Als Indikator für den guten Start darf der Zuwachs an Arbeitsplätzen gelten. Etwa 400 Menschen arbeiteten vor einem Jahr bei Loewe in Kronach und kleinen Ablegern in Darmstadt und Hannover; inzwischen sind es 30 mehr. Noch mehr als ihre schiere Zahl sagt die Art der neuen Stellen über die neue Loewe aus. Eingestellt wurden vor allem Entwickler, Software- und Designexperten. "Das sind die Bereiche, auf die wir besonders setzen", sagt Hüsges.

Die komplette Produktpalette wurde bereits auf ultrahochauflösende UHD-Bildtechnologie umgestellt. Demnächst kommen Geräte mit Bildschirmdiagonalen von 48 und 55 Zoll (1,20 und 1,40 Meter) auf den Markt. Immer besser lassen sich Loewe-Fernseher untereinander und mit anderen Geräten wie Smartphones oder Tablet-Computer vernetzen. Das sei die Zukunft, sagen sie in Kronach. "Unsere Geräte sollen im Haushalt der Zukunft eine wesentliche Rolle spielen", sagt Hüsges.

Versuche, mit billigeren Einstiegsgeräten Käufer zu ködern, haben nichts gebracht

Was Loewe nicht gemacht hat: Die Preise radikal gesenkt und sich auf den ruinösen Preiskampf mit den asiatischen Giganten eingelassen. "Wir verfolgen eine Mehrwertstrategie", sagt Hüsges. Der Kunde soll für sein Geld einen entsprechenden Gegenwert erhalten. Frühere Versuche, mit billigeren Einstiegsgeräten Käufer zu ködern, wurden ad acta gelegt.

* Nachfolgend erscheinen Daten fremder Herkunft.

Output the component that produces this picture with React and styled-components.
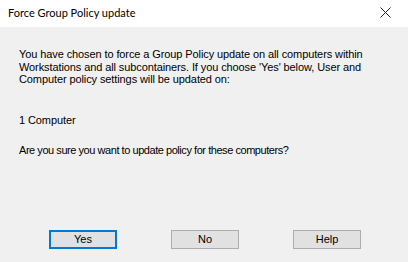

"Das scheint alles ganz gut zu funktionieren", sagt ein Branchenexperte. "Loewe macht beim Handel wieder Boden gut." Konsumforschern der GfK zufolge hat die Marke ihren Marktanteil im UHD-Segment von 2,8 Prozent im Januar auf 8,2 Prozent im März steigern können. UHD ist ein zwar noch überschaubares Segment, aber eines, das stark wächst.

Und Metz?

Der Skyworth-Konzern zählt 30 000 Mitarbeiter in der TV-Gerätesparte; daneben machen sich die 190 Metz-Beschäftigten zahlenmäßig mickrig aus, zumal ihre Zahl bis Jahresende auf 152 schrumpfen soll. Metz soll Skyworth helfen, als Marke in Europa Fuß zu fassen. "Es wird aber nicht so sein, dass wir künftig auf Skyworth-Geräte das Namensschild Metz aufkleben", sagt Norbert Kotzbauer. Die Chinesen hätten sich zu einer Zwei-Marken-Strategie bekannt. "Das Engagement der neuen Eigentümer ist groß", sagt Kotzbauer. "Man merkt, dass sie den Erfolg wollen."

In Zirndorf ändert sich gerade einiges. Die Blitzgerätesparte und den Kunststoffbau von Metz hat ein Fürther Mittelständler übernommen. Die Fernseher-Fertigung wurde deutlich reduziert. "Die Produktionstiefe wird künftig nicht mehr so weit reichen", sagt Kotzbauer.